## PROMPT
Give a count of the lines below that have the string "TypeScript" in them, with no other words.

## DATA RECORDS
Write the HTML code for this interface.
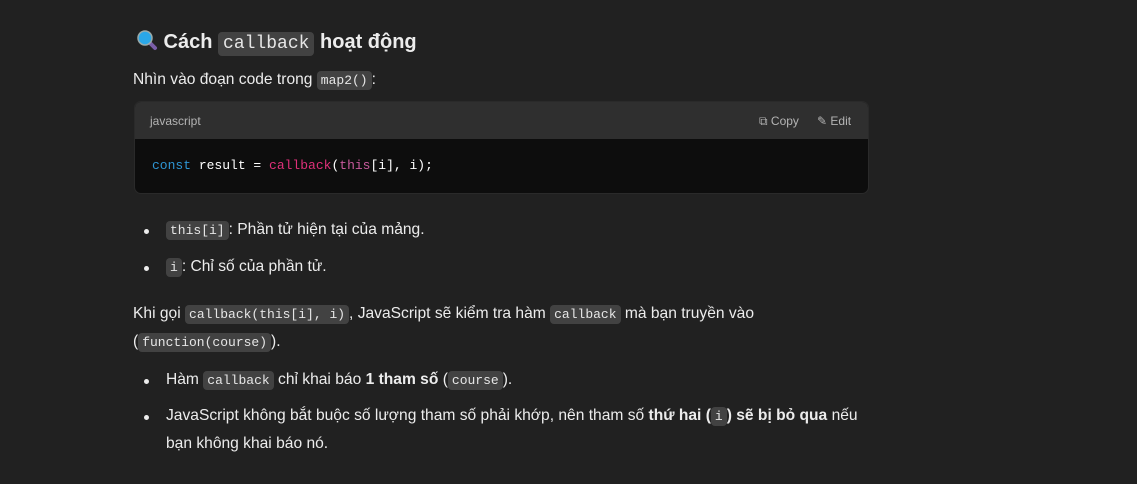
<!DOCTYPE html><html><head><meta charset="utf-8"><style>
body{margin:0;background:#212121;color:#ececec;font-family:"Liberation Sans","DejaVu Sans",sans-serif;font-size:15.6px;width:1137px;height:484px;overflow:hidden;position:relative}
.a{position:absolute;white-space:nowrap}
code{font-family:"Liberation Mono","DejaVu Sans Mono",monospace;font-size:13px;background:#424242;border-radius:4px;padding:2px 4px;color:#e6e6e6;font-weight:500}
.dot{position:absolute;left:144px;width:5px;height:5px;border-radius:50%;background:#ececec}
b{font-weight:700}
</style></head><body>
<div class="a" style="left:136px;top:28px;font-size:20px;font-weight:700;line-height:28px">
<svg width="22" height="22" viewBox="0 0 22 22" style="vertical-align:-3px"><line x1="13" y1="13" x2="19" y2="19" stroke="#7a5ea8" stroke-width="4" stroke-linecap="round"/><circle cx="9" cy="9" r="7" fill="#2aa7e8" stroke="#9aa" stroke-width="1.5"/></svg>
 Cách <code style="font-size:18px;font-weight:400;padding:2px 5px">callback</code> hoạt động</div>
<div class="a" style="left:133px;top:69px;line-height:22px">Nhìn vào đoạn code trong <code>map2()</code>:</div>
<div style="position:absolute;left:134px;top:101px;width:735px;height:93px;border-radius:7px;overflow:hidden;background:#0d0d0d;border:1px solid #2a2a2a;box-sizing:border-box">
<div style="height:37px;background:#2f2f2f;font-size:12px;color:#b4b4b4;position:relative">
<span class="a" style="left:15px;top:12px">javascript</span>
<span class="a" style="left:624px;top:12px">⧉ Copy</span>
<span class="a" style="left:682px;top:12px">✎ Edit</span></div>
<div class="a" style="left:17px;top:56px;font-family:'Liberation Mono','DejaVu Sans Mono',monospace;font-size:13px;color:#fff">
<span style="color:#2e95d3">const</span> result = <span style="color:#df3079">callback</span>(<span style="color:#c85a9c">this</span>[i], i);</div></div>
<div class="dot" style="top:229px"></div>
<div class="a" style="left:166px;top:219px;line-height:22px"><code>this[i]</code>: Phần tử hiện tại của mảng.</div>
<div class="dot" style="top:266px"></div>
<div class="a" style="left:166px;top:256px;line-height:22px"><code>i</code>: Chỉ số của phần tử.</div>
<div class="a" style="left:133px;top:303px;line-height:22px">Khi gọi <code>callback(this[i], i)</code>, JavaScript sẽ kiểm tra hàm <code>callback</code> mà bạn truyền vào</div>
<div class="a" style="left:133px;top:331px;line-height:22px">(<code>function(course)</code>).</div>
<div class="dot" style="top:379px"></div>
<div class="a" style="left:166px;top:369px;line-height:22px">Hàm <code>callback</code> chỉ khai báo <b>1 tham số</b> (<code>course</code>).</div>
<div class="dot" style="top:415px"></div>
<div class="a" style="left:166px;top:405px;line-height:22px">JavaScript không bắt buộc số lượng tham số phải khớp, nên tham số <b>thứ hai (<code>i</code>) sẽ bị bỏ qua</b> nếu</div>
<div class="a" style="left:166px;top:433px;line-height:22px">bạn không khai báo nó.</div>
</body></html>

==

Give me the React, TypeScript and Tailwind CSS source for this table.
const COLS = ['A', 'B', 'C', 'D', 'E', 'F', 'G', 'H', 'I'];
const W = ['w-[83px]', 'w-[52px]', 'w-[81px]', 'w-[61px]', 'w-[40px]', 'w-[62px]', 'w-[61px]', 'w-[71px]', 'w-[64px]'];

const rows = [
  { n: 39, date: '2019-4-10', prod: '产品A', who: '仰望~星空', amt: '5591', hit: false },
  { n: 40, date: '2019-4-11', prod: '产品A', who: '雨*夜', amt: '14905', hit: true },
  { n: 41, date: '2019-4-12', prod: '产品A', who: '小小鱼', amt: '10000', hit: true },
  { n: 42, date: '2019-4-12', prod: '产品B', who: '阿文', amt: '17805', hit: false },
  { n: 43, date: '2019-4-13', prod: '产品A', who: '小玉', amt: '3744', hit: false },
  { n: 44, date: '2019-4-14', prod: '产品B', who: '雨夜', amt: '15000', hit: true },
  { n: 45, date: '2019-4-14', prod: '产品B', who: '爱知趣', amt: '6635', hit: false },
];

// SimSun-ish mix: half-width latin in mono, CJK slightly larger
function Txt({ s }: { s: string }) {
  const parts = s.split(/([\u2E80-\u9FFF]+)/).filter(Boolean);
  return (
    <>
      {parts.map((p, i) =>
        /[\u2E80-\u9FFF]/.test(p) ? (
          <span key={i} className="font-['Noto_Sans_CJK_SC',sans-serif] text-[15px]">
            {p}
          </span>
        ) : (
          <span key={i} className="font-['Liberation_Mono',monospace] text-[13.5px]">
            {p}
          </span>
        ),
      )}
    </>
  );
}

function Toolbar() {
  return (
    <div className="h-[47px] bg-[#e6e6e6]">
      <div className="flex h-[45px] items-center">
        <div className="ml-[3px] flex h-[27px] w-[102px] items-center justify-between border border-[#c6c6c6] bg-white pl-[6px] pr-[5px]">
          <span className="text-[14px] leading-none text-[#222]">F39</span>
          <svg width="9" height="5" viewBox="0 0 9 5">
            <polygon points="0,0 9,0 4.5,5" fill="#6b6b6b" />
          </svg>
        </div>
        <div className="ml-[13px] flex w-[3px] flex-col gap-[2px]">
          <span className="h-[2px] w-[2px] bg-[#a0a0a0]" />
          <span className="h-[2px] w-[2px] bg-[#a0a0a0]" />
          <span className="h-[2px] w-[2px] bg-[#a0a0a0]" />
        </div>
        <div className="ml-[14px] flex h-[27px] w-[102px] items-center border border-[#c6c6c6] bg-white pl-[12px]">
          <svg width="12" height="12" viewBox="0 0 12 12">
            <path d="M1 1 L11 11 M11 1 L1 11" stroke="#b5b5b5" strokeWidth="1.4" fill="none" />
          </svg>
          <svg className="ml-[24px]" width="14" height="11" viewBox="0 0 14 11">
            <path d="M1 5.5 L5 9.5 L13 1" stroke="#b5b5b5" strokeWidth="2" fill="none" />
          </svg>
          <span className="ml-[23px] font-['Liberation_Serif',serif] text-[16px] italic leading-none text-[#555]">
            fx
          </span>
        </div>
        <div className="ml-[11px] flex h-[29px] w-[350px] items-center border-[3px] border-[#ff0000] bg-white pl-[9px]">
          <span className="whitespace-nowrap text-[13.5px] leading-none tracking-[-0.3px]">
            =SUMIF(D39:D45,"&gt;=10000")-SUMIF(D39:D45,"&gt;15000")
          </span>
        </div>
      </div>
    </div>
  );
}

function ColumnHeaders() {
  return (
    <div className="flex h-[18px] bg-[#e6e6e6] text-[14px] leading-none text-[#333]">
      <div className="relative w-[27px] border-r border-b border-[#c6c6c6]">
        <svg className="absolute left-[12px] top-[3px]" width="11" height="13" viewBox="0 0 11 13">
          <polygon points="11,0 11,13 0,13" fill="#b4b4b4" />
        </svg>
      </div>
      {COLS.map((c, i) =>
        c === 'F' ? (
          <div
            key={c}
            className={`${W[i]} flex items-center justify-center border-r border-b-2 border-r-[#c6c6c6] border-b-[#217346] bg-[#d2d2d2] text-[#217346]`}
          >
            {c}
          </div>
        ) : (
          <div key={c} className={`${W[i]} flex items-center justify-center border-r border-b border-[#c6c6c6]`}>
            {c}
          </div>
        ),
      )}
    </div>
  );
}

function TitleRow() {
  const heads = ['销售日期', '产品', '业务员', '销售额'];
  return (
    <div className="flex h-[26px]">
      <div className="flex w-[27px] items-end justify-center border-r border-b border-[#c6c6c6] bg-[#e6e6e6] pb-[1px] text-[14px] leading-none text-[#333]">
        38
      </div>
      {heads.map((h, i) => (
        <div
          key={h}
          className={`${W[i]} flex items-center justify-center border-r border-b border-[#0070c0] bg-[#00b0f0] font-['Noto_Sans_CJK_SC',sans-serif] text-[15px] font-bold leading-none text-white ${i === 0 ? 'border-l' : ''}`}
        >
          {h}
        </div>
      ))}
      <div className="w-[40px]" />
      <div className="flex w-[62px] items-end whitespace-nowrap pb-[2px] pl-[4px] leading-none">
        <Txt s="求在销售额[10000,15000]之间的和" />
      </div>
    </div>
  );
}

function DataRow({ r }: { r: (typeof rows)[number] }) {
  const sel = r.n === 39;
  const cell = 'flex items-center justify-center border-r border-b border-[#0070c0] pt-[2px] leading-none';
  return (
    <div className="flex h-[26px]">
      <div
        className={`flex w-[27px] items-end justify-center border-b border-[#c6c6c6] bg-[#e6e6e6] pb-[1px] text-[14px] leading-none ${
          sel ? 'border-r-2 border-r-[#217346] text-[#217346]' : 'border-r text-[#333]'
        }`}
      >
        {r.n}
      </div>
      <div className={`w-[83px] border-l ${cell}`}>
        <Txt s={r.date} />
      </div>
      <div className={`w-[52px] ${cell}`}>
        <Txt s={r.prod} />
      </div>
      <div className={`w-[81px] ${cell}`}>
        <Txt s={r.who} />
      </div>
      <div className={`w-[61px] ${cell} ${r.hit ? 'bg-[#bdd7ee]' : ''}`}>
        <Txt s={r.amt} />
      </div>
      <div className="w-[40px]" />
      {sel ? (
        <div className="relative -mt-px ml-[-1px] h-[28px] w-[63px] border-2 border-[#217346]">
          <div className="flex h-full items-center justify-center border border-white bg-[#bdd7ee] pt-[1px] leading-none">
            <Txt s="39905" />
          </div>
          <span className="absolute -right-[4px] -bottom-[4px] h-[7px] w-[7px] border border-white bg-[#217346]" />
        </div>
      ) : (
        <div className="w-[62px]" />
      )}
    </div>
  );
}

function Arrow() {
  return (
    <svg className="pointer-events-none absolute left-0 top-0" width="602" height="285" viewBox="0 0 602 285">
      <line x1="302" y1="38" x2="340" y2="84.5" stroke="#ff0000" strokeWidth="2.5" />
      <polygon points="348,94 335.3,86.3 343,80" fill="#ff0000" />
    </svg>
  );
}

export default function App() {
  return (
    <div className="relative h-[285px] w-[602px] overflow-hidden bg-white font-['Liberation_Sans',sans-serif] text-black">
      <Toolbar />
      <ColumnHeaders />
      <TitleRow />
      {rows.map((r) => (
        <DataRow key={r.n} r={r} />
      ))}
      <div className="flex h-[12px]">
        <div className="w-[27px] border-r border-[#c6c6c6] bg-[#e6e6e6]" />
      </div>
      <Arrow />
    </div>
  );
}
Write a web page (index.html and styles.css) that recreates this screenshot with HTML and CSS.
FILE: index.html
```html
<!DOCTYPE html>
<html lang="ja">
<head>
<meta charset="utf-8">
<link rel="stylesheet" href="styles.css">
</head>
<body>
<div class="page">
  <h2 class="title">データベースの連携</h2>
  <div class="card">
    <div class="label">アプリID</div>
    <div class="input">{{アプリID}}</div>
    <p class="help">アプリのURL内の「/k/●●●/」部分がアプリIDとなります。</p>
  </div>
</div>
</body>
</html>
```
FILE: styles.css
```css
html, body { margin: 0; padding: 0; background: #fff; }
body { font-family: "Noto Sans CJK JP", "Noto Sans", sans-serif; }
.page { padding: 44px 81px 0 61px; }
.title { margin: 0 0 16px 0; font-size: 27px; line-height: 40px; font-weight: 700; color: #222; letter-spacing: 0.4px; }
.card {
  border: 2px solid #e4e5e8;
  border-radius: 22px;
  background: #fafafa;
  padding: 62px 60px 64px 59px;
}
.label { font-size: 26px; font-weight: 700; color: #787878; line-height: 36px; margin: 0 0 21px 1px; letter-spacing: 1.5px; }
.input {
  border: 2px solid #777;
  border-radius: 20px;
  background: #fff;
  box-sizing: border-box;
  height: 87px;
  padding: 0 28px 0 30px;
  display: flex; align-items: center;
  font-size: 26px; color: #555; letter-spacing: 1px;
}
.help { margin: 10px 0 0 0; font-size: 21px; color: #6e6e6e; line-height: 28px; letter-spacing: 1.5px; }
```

---

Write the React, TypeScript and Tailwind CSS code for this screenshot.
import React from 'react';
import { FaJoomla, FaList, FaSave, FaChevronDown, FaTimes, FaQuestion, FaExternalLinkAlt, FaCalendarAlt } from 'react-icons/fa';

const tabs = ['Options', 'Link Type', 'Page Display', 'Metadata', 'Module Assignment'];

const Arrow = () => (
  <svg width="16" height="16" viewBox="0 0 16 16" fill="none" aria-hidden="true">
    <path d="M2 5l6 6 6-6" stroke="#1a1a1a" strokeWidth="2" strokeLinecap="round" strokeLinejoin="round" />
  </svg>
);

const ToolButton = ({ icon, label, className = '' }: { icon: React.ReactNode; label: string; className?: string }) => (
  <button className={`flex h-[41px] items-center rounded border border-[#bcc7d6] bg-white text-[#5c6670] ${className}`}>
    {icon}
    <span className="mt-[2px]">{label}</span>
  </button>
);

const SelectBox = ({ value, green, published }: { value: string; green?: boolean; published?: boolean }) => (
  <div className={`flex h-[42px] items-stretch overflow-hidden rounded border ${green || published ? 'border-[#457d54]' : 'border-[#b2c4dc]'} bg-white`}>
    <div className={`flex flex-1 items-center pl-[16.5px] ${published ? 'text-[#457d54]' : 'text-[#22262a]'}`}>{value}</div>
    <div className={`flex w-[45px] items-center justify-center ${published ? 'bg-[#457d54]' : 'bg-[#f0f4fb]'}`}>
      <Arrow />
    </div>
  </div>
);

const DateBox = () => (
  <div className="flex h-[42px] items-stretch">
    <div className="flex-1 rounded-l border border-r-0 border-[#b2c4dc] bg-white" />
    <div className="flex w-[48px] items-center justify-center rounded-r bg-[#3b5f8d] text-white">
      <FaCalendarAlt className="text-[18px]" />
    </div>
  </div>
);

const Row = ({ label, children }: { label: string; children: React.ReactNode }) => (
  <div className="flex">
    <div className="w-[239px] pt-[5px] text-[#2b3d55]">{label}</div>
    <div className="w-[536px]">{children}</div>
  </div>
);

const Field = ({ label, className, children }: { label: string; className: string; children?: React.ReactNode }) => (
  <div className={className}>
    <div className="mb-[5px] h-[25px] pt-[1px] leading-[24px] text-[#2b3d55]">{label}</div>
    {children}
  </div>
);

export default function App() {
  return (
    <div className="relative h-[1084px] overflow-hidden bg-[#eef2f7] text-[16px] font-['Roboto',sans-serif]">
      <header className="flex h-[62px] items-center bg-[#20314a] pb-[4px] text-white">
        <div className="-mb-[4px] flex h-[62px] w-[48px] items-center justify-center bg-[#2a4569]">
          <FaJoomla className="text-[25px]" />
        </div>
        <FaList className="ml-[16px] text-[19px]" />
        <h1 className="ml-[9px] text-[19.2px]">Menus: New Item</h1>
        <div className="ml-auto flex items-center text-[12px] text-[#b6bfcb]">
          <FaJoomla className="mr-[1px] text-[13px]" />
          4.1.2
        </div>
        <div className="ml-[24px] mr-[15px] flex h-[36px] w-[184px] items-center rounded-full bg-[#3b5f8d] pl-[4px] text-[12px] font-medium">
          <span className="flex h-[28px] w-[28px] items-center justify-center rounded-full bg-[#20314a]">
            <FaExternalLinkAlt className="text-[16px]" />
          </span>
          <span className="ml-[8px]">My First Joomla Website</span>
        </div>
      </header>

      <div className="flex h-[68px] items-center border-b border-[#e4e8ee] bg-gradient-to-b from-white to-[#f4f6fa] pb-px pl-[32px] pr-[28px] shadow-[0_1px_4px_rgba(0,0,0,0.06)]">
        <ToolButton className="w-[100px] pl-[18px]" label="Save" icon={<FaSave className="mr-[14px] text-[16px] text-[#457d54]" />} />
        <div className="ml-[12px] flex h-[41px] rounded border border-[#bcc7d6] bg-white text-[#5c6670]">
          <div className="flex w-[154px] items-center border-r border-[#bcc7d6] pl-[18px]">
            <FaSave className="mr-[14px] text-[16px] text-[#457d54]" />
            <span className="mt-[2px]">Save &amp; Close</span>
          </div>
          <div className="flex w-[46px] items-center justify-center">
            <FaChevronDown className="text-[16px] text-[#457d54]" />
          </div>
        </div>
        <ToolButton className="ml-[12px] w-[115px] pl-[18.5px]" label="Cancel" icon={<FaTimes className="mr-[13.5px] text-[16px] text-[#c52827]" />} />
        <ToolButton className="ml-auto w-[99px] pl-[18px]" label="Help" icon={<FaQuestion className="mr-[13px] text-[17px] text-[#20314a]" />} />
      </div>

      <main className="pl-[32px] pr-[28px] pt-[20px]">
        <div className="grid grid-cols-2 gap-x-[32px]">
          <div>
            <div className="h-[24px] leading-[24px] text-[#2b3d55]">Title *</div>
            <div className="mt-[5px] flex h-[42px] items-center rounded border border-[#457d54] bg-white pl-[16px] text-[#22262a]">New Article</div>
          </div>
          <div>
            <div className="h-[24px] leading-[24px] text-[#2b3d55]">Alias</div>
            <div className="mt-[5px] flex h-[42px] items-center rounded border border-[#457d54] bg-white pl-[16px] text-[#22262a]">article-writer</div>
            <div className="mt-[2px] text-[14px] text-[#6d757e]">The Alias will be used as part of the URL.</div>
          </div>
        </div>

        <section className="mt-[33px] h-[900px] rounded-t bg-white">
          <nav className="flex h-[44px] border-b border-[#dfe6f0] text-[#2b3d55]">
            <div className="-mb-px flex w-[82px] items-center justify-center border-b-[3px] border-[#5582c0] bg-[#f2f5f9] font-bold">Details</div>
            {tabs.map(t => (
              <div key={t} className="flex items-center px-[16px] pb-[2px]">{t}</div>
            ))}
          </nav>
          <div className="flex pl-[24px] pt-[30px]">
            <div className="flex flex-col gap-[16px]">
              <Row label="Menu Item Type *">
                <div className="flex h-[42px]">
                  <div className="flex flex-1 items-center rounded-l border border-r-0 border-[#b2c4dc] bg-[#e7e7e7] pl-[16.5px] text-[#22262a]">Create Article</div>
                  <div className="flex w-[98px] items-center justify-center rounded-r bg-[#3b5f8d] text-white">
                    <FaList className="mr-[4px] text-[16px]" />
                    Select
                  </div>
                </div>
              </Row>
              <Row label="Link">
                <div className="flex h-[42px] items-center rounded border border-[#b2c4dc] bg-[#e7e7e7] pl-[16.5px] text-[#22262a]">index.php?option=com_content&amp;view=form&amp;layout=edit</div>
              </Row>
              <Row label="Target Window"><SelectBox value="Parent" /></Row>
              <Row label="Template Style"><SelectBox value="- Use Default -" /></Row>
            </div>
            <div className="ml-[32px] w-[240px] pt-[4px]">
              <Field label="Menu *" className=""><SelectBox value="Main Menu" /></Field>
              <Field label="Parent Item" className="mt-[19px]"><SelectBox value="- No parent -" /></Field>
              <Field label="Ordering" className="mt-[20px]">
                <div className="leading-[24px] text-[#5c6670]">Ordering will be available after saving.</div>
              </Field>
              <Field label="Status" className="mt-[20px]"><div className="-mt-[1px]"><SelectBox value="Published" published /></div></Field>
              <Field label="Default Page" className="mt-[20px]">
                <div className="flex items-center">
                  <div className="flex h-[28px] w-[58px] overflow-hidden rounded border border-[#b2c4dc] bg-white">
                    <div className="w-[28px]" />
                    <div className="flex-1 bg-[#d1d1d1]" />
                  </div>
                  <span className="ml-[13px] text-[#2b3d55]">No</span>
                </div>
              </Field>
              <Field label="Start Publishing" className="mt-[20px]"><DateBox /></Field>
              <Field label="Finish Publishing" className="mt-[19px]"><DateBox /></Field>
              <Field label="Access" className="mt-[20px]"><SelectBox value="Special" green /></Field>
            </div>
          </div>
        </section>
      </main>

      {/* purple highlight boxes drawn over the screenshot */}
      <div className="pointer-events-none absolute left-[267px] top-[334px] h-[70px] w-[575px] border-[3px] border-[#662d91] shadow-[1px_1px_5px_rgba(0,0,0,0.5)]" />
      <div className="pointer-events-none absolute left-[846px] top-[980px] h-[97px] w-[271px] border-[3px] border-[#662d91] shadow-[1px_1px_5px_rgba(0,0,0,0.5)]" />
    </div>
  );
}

## RESULT OF THE TASK
2